**AIM OF THE EXERCISE**
Write out the data again exactly, skipping every picture.

-- -- --

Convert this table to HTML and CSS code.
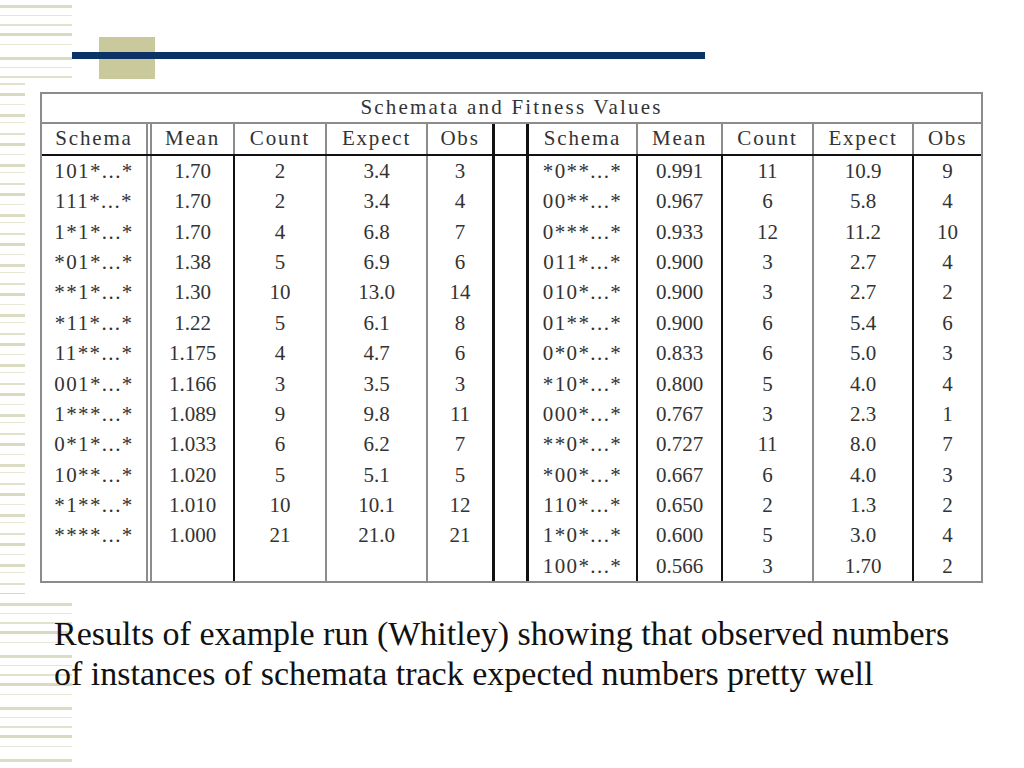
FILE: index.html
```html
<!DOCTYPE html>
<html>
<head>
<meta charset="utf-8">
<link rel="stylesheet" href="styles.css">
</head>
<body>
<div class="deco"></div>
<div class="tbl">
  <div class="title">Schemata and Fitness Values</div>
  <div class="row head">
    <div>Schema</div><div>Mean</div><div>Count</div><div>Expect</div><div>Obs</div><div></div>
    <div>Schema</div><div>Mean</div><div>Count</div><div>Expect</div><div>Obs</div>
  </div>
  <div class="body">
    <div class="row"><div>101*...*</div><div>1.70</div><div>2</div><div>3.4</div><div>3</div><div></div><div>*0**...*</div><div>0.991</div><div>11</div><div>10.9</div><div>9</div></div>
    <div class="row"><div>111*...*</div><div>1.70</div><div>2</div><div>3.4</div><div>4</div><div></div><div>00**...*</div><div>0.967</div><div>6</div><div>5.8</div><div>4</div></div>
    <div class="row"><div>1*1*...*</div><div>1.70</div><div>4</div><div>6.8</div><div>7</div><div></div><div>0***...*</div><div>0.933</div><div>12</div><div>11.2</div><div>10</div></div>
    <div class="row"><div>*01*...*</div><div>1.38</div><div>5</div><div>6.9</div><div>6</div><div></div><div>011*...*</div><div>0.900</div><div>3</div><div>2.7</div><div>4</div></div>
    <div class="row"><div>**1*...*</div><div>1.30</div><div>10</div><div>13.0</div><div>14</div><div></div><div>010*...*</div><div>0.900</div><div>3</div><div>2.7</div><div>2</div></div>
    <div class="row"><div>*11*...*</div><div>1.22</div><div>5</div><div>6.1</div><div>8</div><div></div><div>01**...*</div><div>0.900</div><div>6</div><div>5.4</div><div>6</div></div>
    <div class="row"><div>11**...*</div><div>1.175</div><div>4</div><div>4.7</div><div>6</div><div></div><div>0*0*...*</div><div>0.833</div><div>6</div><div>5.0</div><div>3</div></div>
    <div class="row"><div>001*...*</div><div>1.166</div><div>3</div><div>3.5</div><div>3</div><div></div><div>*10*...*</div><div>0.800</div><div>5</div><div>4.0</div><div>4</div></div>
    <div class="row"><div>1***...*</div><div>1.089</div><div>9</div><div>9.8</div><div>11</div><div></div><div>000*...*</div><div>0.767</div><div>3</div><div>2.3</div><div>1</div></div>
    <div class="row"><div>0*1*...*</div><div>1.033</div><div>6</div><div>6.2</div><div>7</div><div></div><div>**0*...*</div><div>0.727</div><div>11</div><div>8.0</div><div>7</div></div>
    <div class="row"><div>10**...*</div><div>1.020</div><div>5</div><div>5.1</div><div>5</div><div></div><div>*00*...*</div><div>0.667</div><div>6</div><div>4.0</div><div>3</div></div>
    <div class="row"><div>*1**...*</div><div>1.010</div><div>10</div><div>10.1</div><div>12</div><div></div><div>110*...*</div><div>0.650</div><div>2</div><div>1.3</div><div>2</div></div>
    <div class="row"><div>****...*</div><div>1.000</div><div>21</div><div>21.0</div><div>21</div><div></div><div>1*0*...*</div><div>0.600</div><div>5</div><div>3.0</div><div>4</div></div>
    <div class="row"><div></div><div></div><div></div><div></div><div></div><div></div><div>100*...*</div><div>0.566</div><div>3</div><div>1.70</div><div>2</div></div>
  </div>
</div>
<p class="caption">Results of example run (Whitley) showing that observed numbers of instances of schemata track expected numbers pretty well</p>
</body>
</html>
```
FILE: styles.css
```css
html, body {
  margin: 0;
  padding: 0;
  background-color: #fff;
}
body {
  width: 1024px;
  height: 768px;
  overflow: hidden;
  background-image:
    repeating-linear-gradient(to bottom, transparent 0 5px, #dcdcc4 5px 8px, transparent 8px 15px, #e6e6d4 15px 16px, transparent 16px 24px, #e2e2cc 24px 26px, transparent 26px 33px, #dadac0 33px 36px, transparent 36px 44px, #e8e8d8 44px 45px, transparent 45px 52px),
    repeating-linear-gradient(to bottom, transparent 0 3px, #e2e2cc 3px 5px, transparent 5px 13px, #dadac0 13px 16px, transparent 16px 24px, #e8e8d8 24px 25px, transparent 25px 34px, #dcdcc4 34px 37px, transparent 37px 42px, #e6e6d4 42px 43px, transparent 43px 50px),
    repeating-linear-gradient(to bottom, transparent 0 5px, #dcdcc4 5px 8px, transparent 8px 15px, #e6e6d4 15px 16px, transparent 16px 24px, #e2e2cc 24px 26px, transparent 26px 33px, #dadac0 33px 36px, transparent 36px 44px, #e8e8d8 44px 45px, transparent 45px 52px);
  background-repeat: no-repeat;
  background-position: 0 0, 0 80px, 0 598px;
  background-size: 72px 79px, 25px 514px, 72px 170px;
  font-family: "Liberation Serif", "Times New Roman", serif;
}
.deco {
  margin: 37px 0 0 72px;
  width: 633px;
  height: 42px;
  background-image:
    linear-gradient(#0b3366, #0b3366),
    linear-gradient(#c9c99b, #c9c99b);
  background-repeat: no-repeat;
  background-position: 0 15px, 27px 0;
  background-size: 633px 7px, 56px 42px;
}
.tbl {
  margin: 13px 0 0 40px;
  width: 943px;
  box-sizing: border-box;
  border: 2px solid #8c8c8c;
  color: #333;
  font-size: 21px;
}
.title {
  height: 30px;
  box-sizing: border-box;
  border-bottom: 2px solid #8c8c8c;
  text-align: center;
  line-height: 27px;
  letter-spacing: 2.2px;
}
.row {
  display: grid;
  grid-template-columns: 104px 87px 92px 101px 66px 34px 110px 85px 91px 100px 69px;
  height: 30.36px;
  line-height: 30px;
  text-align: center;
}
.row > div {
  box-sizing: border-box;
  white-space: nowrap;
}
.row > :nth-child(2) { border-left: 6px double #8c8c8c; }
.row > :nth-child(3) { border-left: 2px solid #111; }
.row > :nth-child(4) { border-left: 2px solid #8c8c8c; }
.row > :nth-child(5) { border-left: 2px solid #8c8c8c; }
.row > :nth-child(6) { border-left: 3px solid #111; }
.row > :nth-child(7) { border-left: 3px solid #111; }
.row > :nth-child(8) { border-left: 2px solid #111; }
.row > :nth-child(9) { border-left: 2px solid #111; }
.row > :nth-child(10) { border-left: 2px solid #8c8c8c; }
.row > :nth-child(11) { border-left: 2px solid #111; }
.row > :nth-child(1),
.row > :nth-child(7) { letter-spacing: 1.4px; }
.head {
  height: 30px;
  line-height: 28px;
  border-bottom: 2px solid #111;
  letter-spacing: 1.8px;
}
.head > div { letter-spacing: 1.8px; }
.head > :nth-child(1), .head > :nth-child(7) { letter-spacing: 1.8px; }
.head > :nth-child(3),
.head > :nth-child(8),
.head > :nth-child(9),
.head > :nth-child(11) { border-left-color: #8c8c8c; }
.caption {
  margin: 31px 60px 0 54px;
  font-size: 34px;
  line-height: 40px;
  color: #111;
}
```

-- -- --

**FINISHED EXERCISE**
Convert this table to HTML and CSS code.
FILE: index.html
```html
<!DOCTYPE html>
<html>
<head>
<meta charset="utf-8">
<link rel="stylesheet" href="styles.css">
</head>
<body>
<div class="deco"></div>
<div class="tbl">
  <div class="title">Schemata and Fitness Values</div>
  <div class="row head">
    <div>Schema</div><div>Mean</div><div>Count</div><div>Expect</div><div>Obs</div><div></div>
    <div>Schema</div><div>Mean</div><div>Count</div><div>Expect</div><div>Obs</div>
  </div>
  <div class="body">
    <div class="row"><div>101*...*</div><div>1.70</div><div>2</div><div>3.4</div><div>3</div><div></div><div>*0**...*</div><div>0.991</div><div>11</div><div>10.9</div><div>9</div></div>
    <div class="row"><div>111*...*</div><div>1.70</div><div>2</div><div>3.4</div><div>4</div><div></div><div>00**...*</div><div>0.967</div><div>6</div><div>5.8</div><div>4</div></div>
    <div class="row"><div>1*1*...*</div><div>1.70</div><div>4</div><div>6.8</div><div>7</div><div></div><div>0***...*</div><div>0.933</div><div>12</div><div>11.2</div><div>10</div></div>
    <div class="row"><div>*01*...*</div><div>1.38</div><div>5</div><div>6.9</div><div>6</div><div></div><div>011*...*</div><div>0.900</div><div>3</div><div>2.7</div><div>4</div></div>
    <div class="row"><div>**1*...*</div><div>1.30</div><div>10</div><div>13.0</div><div>14</div><div></div><div>010*...*</div><div>0.900</div><div>3</div><div>2.7</div><div>2</div></div>
    <div class="row"><div>*11*...*</div><div>1.22</div><div>5</div><div>6.1</div><div>8</div><div></div><div>01**...*</div><div>0.900</div><div>6</div><div>5.4</div><div>6</div></div>
    <div class="row"><div>11**...*</div><div>1.175</div><div>4</div><div>4.7</div><div>6</div><div></div><div>0*0*...*</div><div>0.833</div><div>6</div><div>5.0</div><div>3</div></div>
    <div class="row"><div>001*...*</div><div>1.166</div><div>3</div><div>3.5</div><div>3</div><div></div><div>*10*...*</div><div>0.800</div><div>5</div><div>4.0</div><div>4</div></div>
    <div class="row"><div>1***...*</div><div>1.089</div><div>9</div><div>9.8</div><div>11</div><div></div><div>000*...*</div><div>0.767</div><div>3</div><div>2.3</div><div>1</div></div>
    <div class="row"><div>0*1*...*</div><div>1.033</div><div>6</div><div>6.2</div><div>7</div><div></div><div>**0*...*</div><div>0.727</div><div>11</div><div>8.0</div><div>7</div></div>
    <div class="row"><div>10**...*</div><div>1.020</div><div>5</div><div>5.1</div><div>5</div><div></div><div>*00*...*</div><div>0.667</div><div>6</div><div>4.0</div><div>3</div></div>
    <div class="row"><div>*1**...*</div><div>1.010</div><div>10</div><div>10.1</div><div>12</div><div></div><div>110*...*</div><div>0.650</div><div>2</div><div>1.3</div><div>2</div></div>
    <div class="row"><div>****...*</div><div>1.000</div><div>21</div><div>21.0</div><div>21</div><div></div><div>1*0*...*</div><div>0.600</div><div>5</div><div>3.0</div><div>4</div></div>
    <div class="row"><div></div><div></div><div></div><div></div><div></div><div></div><div>100*...*</div><div>0.566</div><div>3</div><div>1.70</div><div>2</div></div>
  </div>
</div>
<p class="caption">Results of example run (Whitley) showing that observed numbers of instances of schemata track expected numbers pretty well</p>
</body>
</html>
```
FILE: styles.css
```css
html, body {
  margin: 0;
  padding: 0;
  background-color: #fff;
}
body {
  width: 1024px;
  height: 768px;
  overflow: hidden;
  background-image:
    repeating-linear-gradient(to bottom, transparent 0 5px, #dcdcc4 5px 8px, transparent 8px 15px, #e6e6d4 15px 16px, transparent 16px 24px, #e2e2cc 24px 26px, transparent 26px 33px, #dadac0 33px 36px, transparent 36px 44px, #e8e8d8 44px 45px, transparent 45px 52px),
    repeating-linear-gradient(to bottom, transparent 0 3px, #e2e2cc 3px 5px, transparent 5px 13px, #dadac0 13px 16px, transparent 16px 24px, #e8e8d8 24px 25px, transparent 25px 34px, #dcdcc4 34px 37px, transparent 37px 42px, #e6e6d4 42px 43px, transparent 43px 50px),
    repeating-linear-gradient(to bottom, transparent 0 5px, #dcdcc4 5px 8px, transparent 8px 15px, #e6e6d4 15px 16px, transparent 16px 24px, #e2e2cc 24px 26px, transparent 26px 33px, #dadac0 33px 36px, transparent 36px 44px, #e8e8d8 44px 45px, transparent 45px 52px);
  background-repeat: no-repeat;
  background-position: 0 0, 0 80px, 0 598px;
  background-size: 72px 79px, 25px 514px, 72px 170px;
  font-family: "Liberation Serif", "Times New Roman", serif;
}
.deco {
  margin: 37px 0 0 72px;
  width: 633px;
  height: 42px;
  background-image:
    linear-gradient(#0b3366, #0b3366),
    linear-gradient(#c9c99b, #c9c99b);
  background-repeat: no-repeat;
  background-position: 0 15px, 27px 0;
  background-size: 633px 7px, 56px 42px;
}
.tbl {
  margin: 13px 0 0 40px;
  width: 943px;
  box-sizing: border-box;
  border: 2px solid #8c8c8c;
  color: #333;
  font-size: 21px;
}
.title {
  height: 30px;
  box-sizing: border-box;
  border-bottom: 2px solid #8c8c8c;
  text-align: center;
  line-height: 27px;
  letter-spacing: 2.2px;
}
.row {
  display: grid;
  grid-template-columns: 104px 87px 92px 101px 66px 34px 110px 85px 91px 100px 69px;
  height: 30.36px;
  line-height: 30px;
  text-align: center;
}
.row > div {
  box-sizing: border-box;
  white-space: nowrap;
}
.row > :nth-child(2) { border-left: 6px double #8c8c8c; }
.row > :nth-child(3) { border-left: 2px solid #111; }
.row > :nth-child(4) { border-left: 2px solid #8c8c8c; }
.row > :nth-child(5) { border-left: 2px solid #8c8c8c; }
.row > :nth-child(6) { border-left: 3px solid #111; }
.row > :nth-child(7) { border-left: 3px solid #111; }
.row > :nth-child(8) { border-left: 2px solid #111; }
.row > :nth-child(9) { border-left: 2px solid #111; }
.row > :nth-child(10) { border-left: 2px solid #8c8c8c; }
.row > :nth-child(11) { border-left: 2px solid #111; }
.row > :nth-child(1),
.row > :nth-child(7) { letter-spacing: 1.4px; }
.head {
  height: 30px;
  line-height: 28px;
  border-bottom: 2px solid #111;
  letter-spacing: 1.8px;
}
.head > div { letter-spacing: 1.8px; }
.head > :nth-child(1), .head > :nth-child(7) { letter-spacing: 1.8px; }
.head > :nth-child(3),
.head > :nth-child(8),
.head > :nth-child(9),
.head > :nth-child(11) { border-left-color: #8c8c8c; }
.caption {
  margin: 31px 60px 0 54px;
  font-size: 34px;
  line-height: 40px;
  color: #111;
}
```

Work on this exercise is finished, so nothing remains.